On Tue, 08 Mar 2011 16:53:08 -0500, Ali Çehreli <acehr...@yahoo.com> wrote:

On 03/08/2011 01:34 PM, Tom wrote:
import std.stdio;

struct S {
int i;
int j;
}

int main(string[] args) {
S[] ss = void;
ss.length = 5;
foreach (ref s; ss)
s = S(1, 2);
return 0;
}

Is the above code correct? (it doesn't work... it blows away or just
give and access violation error).

I need to create a dynamic array of some struct, but don't want defer
contained elements initialization (for performance reasons).

Tom;

There is std.array.reserve:

import std.array;

struct S {
     int i;
     int j;
}

int main(string[] args) {
     S[] ss;
     reserve(ss, 5);

     // or if you want to confuse yourself (and me):
     ss.reserve(5);  // same thing as above

     foreach (ref s; ss)
         s = S(1, 2);

     return 0;
}

Some clarifications:

it's not std.array.reserve, it's object.reserve, always present, no need to import.
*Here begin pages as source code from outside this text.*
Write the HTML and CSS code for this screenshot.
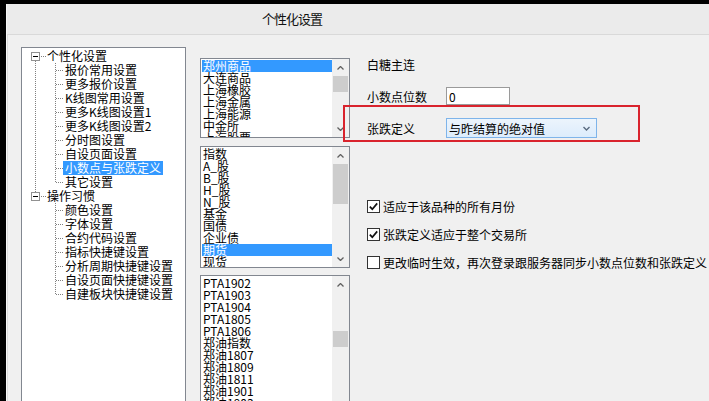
FILE: index.html
```html
<!DOCTYPE html>
<html lang="zh-CN">
<head>
    <meta charset="UTF-8">
    <title>个性化设置</title>
    <link rel="stylesheet" href="styles.css">
</head>
<body>
<div class="screen">
    <div class="window">
        <div class="titlebar">个性化设置</div>
        <div class="content">
            <!-- settings tree -->
            <div class="tree-box">
                <ul class="tree">
                    <li class="node">
                        <div class="root-row"><span class="toggle"></span><span class="hline"></span><span class="label">个性化设置</span></div>
                        <ul class="children">
                            <li><span class="label">报价常用设置</span></li>
                            <li><span class="label">更多报价设置</span></li>
                            <li><span class="label">K线图常用设置</span></li>
                            <li><span class="label">更多K线图设置1</span></li>
                            <li><span class="label">更多K线图设置2</span></li>
                            <li><span class="label">分时图设置</span></li>
                            <li><span class="label">自设页面设置</span></li>
                            <li><span class="label selected">小数点与张跌定义</span></li>
                            <li><span class="label">其它设置</span></li>
                        </ul>
                    </li>
                    <li class="node">
                        <div class="root-row"><span class="toggle"></span><span class="hline"></span><span class="label">操作习惯</span></div>
                        <ul class="children">
                            <li><span class="label">颜色设置</span></li>
                            <li><span class="label">字体设置</span></li>
                            <li><span class="label">合约代码设置</span></li>
                            <li><span class="label">指标快捷键设置</span></li>
                            <li><span class="label">分析周期快捷键设置</span></li>
                            <li><span class="label">自设页面快捷键设置</span></li>
                            <li><span class="label">自建板块快捷键设置</span></li>
                        </ul>
                    </li>
                </ul>
            </div>

            <!-- market / category / contract lists -->
            <div class="lists">
                <div class="listbox list1">
                    <ul class="items">
                        <li class="selected">郑州商品</li>
                        <li>大连商品</li>
                        <li>上海橡胶</li>
                        <li>上海金属</li>
                        <li>上海能源</li>
                        <li>中金所</li>
                        <li>上海股票</li>
                    </ul>
                    <div class="scrollbar">
                        <span class="arrow"><svg width="7" height="4" viewBox="0 0 7 4"><polyline points="0.5,3.5 3.5,0.5 6.5,3.5" fill="none" stroke="#606060" stroke-width="1.3"/></svg></span>
                        <span class="track"><span class="thumb short"></span></span>
                        <span class="arrow"><svg width="7" height="4" viewBox="0 0 7 4"><polyline points="0.5,0.5 3.5,3.5 6.5,0.5" fill="none" stroke="#606060" stroke-width="1.3"/></svg></span>
                    </div>
                </div>
                <div class="listbox list2">
                    <ul class="items">
                        <li>指数</li>
                        <li>A_股</li>
                        <li>B_股</li>
                        <li>H_股</li>
                        <li>N_股</li>
                        <li>基金</li>
                        <li>国债</li>
                        <li>企业债</li>
                        <li class="selected">期货</li>
                        <li>现货</li>
                    </ul>
                    <div class="scrollbar">
                        <span class="arrow"><svg width="7" height="4" viewBox="0 0 7 4"><polyline points="0.5,3.5 3.5,0.5 6.5,3.5" fill="none" stroke="#606060" stroke-width="1.3"/></svg></span>
                        <span class="track"><span class="thumb tall"></span></span>
                        <span class="arrow"><svg width="7" height="4" viewBox="0 0 7 4"><polyline points="0.5,0.5 3.5,3.5 6.5,0.5" fill="none" stroke="#606060" stroke-width="1.3"/></svg></span>
                    </div>
                </div>
                <div class="listbox list3">
                    <ul class="items">
                        <li>PTA1902</li>
                        <li>PTA1903</li>
                        <li>PTA1904</li>
                        <li>PTA1805</li>
                        <li>PTA1806</li>
                        <li>郑油指数</li>
                        <li>郑油1807</li>
                        <li>郑油1809</li>
                        <li>郑油1811</li>
                        <li>郑油1901</li>
                        <li>郑油1903</li>
                    </ul>
                    <div class="scrollbar">
                        <span class="arrow"><svg width="7" height="4" viewBox="0 0 7 4"><polyline points="0.5,3.5 3.5,0.5 6.5,3.5" fill="none" stroke="#606060" stroke-width="1.3"/></svg></span>
                        <span class="track"><span class="thumb short scrolled"></span></span>
                    </div>
                </div>
            </div>

            <!-- settings for selected contract -->
            <div class="settings">
                <div class="caption">白糖主连</div>
                <div class="field decimals">
                    <span class="field-label">小数点位数</span>
                    <input class="text-input" type="text" value="0">
                </div>
                <div class="field updown">
                    <span class="field-label">张跌定义</span>
                    <div class="combo">
                        <span>与昨结算的绝对值</span>
                        <svg width="7" height="5" viewBox="0 0 7 5"><polyline points="0.5,1 3.5,4 6.5,1" fill="none" stroke="#5a6b80" stroke-width="1.4"/></svg>
                    </div>
                </div>
                <label class="check-row first">
                    <span class="box"><svg width="11" height="11" viewBox="0 0 11 11"><polyline points="1.8,5.6 4.3,8.2 9.2,2.4" fill="none" stroke="#111" stroke-width="1.7"/></svg></span>
                    <span>适应于该品种的所有月份</span>
                </label>
                <label class="check-row">
                    <span class="box"><svg width="11" height="11" viewBox="0 0 11 11"><polyline points="1.8,5.6 4.3,8.2 9.2,2.4" fill="none" stroke="#111" stroke-width="1.7"/></svg></span>
                    <span>张跌定义适应于整个交易所</span>
                </label>
                <label class="check-row">
                    <span class="box"></span>
                    <span>更改临时生效，再次登录跟服务器同步小数点位数和张跌定义</span>
                </label>
            </div>
        </div>
    </div>
    <div class="annotation"></div>
</div>
</body>
</html>
```

FILE: styles.css
```css
body {
    margin: 0;
    background-color: #000;
    font-family: "Noto Sans CJK SC", "Noto Sans", sans-serif;
    font-size: 12px;
    color: #000;
    overflow: hidden;
}
.screen {
    position: relative;
    width: 709px;
    height: 401px;
    padding: 4px 0 0 6px;
    box-sizing: border-box;
    display: flex;
    overflow: hidden;
}
.window {
    flex: 1;
    background-color: #f0f0f0;
    border-left: 1px solid #f7f7f7;
    display: flex;
    flex-direction: column;
    min-width: 0;
}
.titlebar {
    height: 30px;
    line-height: 30px;
    background-color: #ebebeb;
    border-bottom: 1px solid #d9d9d9;
    padding-left: 255px;
    font-size: 13px;
    letter-spacing: -1px;
    color: #111;
}
.content {
    flex: 1;
    display: flex;
    align-items: flex-start;
    padding: 12px 0 0 13px;
    border-left: 1px solid #dcdcdc;
}

/* tree */
.tree-box {
    flex: none;
    width: 165px;
    height: 360px;
    box-sizing: border-box;
    border: 1px solid #828790;
    background-color: #fff;
}
.tree, .children {
    list-style: none;
    margin: 0;
    padding: 0;
}
.tree {
    padding-top: 1px;
}
.node {
    position: relative;
}
.node:not(:last-child)::before {
    content: "";
    position: absolute;
    left: 13px;
    top: 12px;
    bottom: -3px;
    border-left: 1px dotted #808080;
}
.root-row {
    display: flex;
    align-items: center;
    height: 14px;
    line-height: 14px;
}
.toggle {
    position: relative;
    width: 9px;
    height: 9px;
    box-sizing: border-box;
    border: 1px solid #919191;
    margin-left: 9px;
    background-color: #fff;
}
.toggle::after {
    content: "";
    position: absolute;
    left: 1px;
    right: 1px;
    top: 3px;
    height: 1px;
    background-color: #000;
}
.hline {
    width: 5px;
    margin: 0 1px;
    border-top: 1px dotted #808080;
}
.children {
    position: relative;
}
.children::before {
    content: "";
    position: absolute;
    left: 33px;
    top: 0;
    bottom: 7px;
    border-left: 1px dotted #808080;
}
.children li {
    display: flex;
    align-items: center;
    height: 14px;
    white-space: nowrap;
}
.children li::before {
    content: "";
    width: 7px;
    margin-left: 34px;
    border-top: 1px dotted #808080;
}
.children .label {
    padding: 0 2px;
    line-height: 14px;
}
.label.selected {
    background-color: #3399ff;
    color: #fff;
}

/* lists */
.lists {
    flex: none;
    width: 150px;
    margin: 11px 0 0 14px;
    display: flex;
    flex-direction: column;
}
.listbox {
    display: flex;
    border: 1px solid #828790;
    background-color: #fff;
    box-sizing: border-box;
}
.list1 {
    height: 80px;
    margin-bottom: 8px;
}
.list2 {
    height: 122px;
    margin-bottom: 7px;
}
.list3 {
    height: 140px;
}
.items {
    flex: 1;
    list-style: none;
    margin: 0;
    padding: 1px 0 0 1px;
    overflow: hidden;
}
.items li {
    height: 12px;
    line-height: 12px;
    padding-left: 1px;
    white-space: nowrap;
}
.items li.selected {
    background-color: #3399ff;
    color: #fff;
}
.scrollbar {
    width: 17px;
    background-color: #f0f0f0;
    display: flex;
    flex-direction: column;
}
.arrow {
    height: 17px;
    display: flex;
    align-items: center;
    justify-content: center;
}
.track {
    flex: 1;
    display: flex;
    flex-direction: column;
}
.thumb {
    background-color: #cdcdcd;
    margin: 0 1px;
}
.thumb.short {
    height: 16px;
}
.thumb.tall {
    height: 40px;
}
.thumb.scrolled {
    margin-top: 38px;
}

/* right side */
.settings {
    display: flex;
    flex-direction: column;
    margin: 11px 0 0 17px;
    white-space: nowrap;
}
.caption {
    height: 14px;
    line-height: 14px;
}
.field {
    display: flex;
    align-items: center;
}
.field-label {
    width: 79px;
}
.decimals {
    margin-top: 15px;
    height: 18px;
}
.updown {
    margin-top: 13px;
    height: 20px;
}
.text-input {
    width: 64px;
    height: 18px;
    box-sizing: border-box;
    border: 1px solid #9a9a9a;
    background-color: #fff;
    padding: 0 0 0 2px;
    margin: 0;
    font: inherit;
    line-height: 16px;
    outline: none;
}
.combo {
    width: 151px;
    height: 20px;
    box-sizing: border-box;
    border: 1px solid #7eb4ea;
    background: linear-gradient(#ecf4fc, #dcecfc);
    display: flex;
    align-items: center;
    justify-content: space-between;
    padding: 0 6px 0 2px;
}
.check-row {
    display: flex;
    align-items: center;
    gap: 3px;
    height: 16px;
    margin-top: 12px;
}
.check-row.first {
    margin-top: 60px;
}
.box {
    width: 13px;
    height: 13px;
    box-sizing: border-box;
    border: 1px solid #333;
    background-color: #fff;
    display: flex;
    align-items: center;
    justify-content: center;
}
.annotation {
    position: absolute;
    left: 343px;
    top: 105px;
    width: 297px;
    height: 37px;
    box-sizing: border-box;
    border: 2px solid #d9232d;
}
```
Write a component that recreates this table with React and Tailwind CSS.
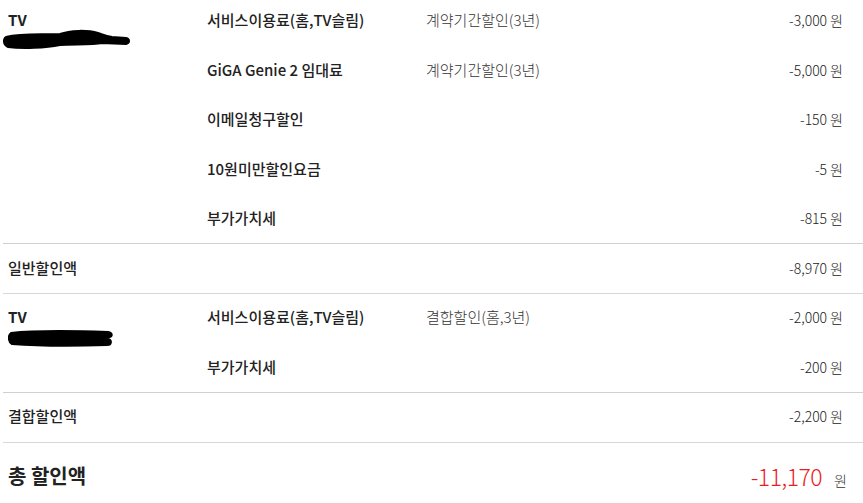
import React from 'react';

const won = (v) => (
  <span className="font-light text-[#222]">
    {v}
    <span className="ml-[3px]">원</span>
  </span>
);

const Scribble = ({ d, w, h }) => (
  <svg width={w} height={h} viewBox={`0 0 ${w} ${h}`} className="block">
    <path d={d} fill="#000" stroke="#000" strokeWidth="2" strokeLinejoin="round" />
  </svg>
);

const groups = [
  {
    offset: '-ml-[6px]',
    scribble: {
      w: 130,
      h: 22,
      d: 'M4 8 C20 4 40 6 58 5 C68 1 86 1 96 4 C102 6 104 7 110 8 L124 9 C128 10 128 14 124 15 L100 14 C90 16 70 15 58 16 C44 19 20 20 6 18 C1 16 1 10 4 8 Z',
    },
    rows: [
      { name: '서비스이용료(홈,TV슬림)', desc: '계약기간할인(3년)', amount: '-3,000' },
      { name: 'GiGA Genie 2 임대료', desc: '계약기간할인(3년)', amount: '-5,000' },
      { name: '이메일청구할인', desc: '', amount: '-150' },
      { name: '10원미만할인요금', desc: '', amount: '-5' },
      { name: '부가가치세', desc: '', amount: '-815' },
    ],
    total: { label: '일반할인액', amount: '-8,970' },
  },
  {
    offset: 'mt-[1px]',
    scribble: {
      w: 112,
      h: 22,
      d: 'M3 6 C30 3 70 4 100 5 C105 6 105 10 100 10 L90 11 L100 12 C104 13 104 18 99 18 C70 19 30 19 4 17 C0 15 0 8 3 6 Z',
    },
    rows: [
      { name: '서비스이용료(홈,TV슬림)', desc: '결합할인(홈,3년)', amount: '-2,000' },
      { name: '부가가치세', desc: '', amount: '-200' },
    ],
    total: { label: '결합할인액', amount: '-2,200' },
  },
];

export default function App() {
  return (
    <div className="w-[863px] h-[503px] overflow-hidden bg-white text-[14px] leading-[18px] text-[#222]" style={{ fontFamily: '"Noto Sans CJK KR", "Noto Sans", sans-serif' }}>
      {groups.map((g, gi) => (
        <div key={gi}>
          {/* 상품별 할인 내역 */}
          <div className={`flex pl-2 pr-5 ${gi === 0 ? 'pt-[11px]' : 'pt-[14px]'} pb-4`}>
            <div className="w-[199px] shrink-0">
              <div className="font-bold text-[15px]">TV</div>
              <div className={g.offset}>
                <Scribble {...g.scribble} />
              </div>
            </div>
            <div className={`flex-1 flex flex-col ${gi === 0 ? 'gap-[31.5px]' : 'gap-8'}`}>
              {g.rows.map((r, i) => (
                <div key={i} className="flex">
                  <div className="w-[219px] shrink-0 font-medium text-[15px]">{r.name}</div>
                  <div className="flex-1 font-light text-[15px] text-[#333]">{r.desc}</div>
                  <div className="text-right">{won(r.amount)}</div>
                </div>
              ))}
            </div>
          </div>
          <div className="ml-[3px] border-t border-[#d0d0d0]" />
          <div className={`flex justify-between pl-2 pr-5 ${gi === 0 ? 'pt-[15px] pb-4' : 'pt-[14px] pb-[17px]'}`}>
            <div className="font-medium text-[15px]">{g.total.label}</div>
            <div>{won(g.total.amount)}</div>
          </div>
          <div className="ml-[3px] border-t border-[#d8d8d8]" />
        </div>
      ))}
      {/* 총 할인액 */}
      <div className="flex justify-between items-center pl-2 pr-4 pt-[18px]">
        <div className="text-[20px] leading-[28px] font-bold">총 할인액</div>
        <div className="flex items-baseline">
          <span className="text-[23px] leading-[30px] tracking-[-0.5px] text-[#ec1c24] font-light">-11,170</span>
          <span className="ml-[12px] text-[14px] font-light text-[#333]">원</span>
        </div>
      </div>
    </div>
  );
}
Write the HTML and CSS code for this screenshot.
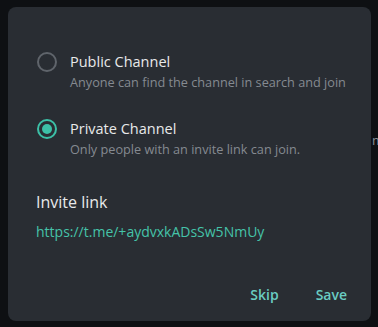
FILE: index.html
```html
<!DOCTYPE html>
<html>
<head>
<meta charset="utf-8">
<link rel="stylesheet" href="styles.css">
</head>
<body>
<div class="behind">m</div>
<div class="dialog">
  <div class="option">
    <svg class="radio" width="20" height="20" viewBox="0 0 20 20"><circle cx="10" cy="10" r="9" fill="none" stroke="#5f646b" stroke-width="2"/></svg>
    <div class="text">
      <div class="title">Public Channel</div>
      <div class="sub">Anyone can find the channel in search and join</div>
    </div>
  </div>
  <div class="option second">
    <svg class="radio" width="20" height="20" viewBox="0 0 20 20"><circle cx="10" cy="10" r="9" fill="none" stroke="#3cc0a7" stroke-width="2"/><circle cx="10" cy="10" r="5" fill="#3cc0a7"/></svg>
    <div class="text">
      <div class="title">Private Channel</div>
      <div class="sub">Only people with an invite link can join.</div>
    </div>
  </div>
  <div class="invite">Invite link</div>
  <div class="link">https://t.me/+aydvxkADsSw5NmUy</div>
  <div class="buttons">
    <span class="btn">Skip</span>
    <span class="btn">Save</span>
  </div>
</div>
</body>
</html>
```
FILE: styles.css
```css
html, body {
  margin: 0;
  padding: 0;
  background: #0e1013;
  font-family: "Open Sans", "DejaVu Sans", sans-serif;
  width: 378px;
  height: 327px;
  overflow: hidden;
  position: relative;
}
.behind {
  position: absolute;
  left: 372px;
  top: 130px;
  width: 6px;
  overflow: hidden;
  color: #8a8f96;
  font-size: 13px;
  line-height: 20px;
}
.dialog {
  position: relative;
  margin: 7px 0 0 8px;
  width: 363px;
  height: 314px;
  box-sizing: border-box;
  background: #292d33;
  border-radius: 8px;
  padding: 45px 24px 16px 28px;
  display: flex;
  flex-direction: column;
}
.option {
  display: flex;
  align-items: flex-start;
  gap: 13px;
  padding-left: 1px;
}
.option.second {
  margin-top: 27px;
}
.radio {
  flex: none;
  display: block;
}
.title {
  font-size: 14.5px;
  line-height: 20px;
  color: #e8e9ea;
}
.sub {
  font-size: 12.7px;
  line-height: 20px;
  color: #858a91;
  white-space: nowrap;
}
.invite {
  margin-top: 32px;
  font-size: 16px;
  line-height: 22px;
  color: #e8e9ea;
}
.link {
  margin-top: 9px;
  font-size: 14px;
  line-height: 20px;
  color: #45c3a9;
}
.buttons {
  margin-top: auto;
  display: flex;
  justify-content: flex-end;
  gap: 37px;
}
.btn {
  font-size: 14px;
  line-height: 20px;
  font-weight: 600;
  color: #6accc2;
}
```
I believe if the type contains pointers the GC still writes 0s to the unused data to prevent false pointers. However, reserve on an int or a struct that just contains ints should not pre-initialize.

reserve ensures appropriate space for appending, it does *not* alter the array's length. So your foreach loop would not execute (at that point, ss.length is still 0).

To work properly, you would need to use the append operator.

Bearophile has requested an ability to create a dynamic array uninitialized, and I think there is a bug report for that. Currently, there is no "easy way" to do it.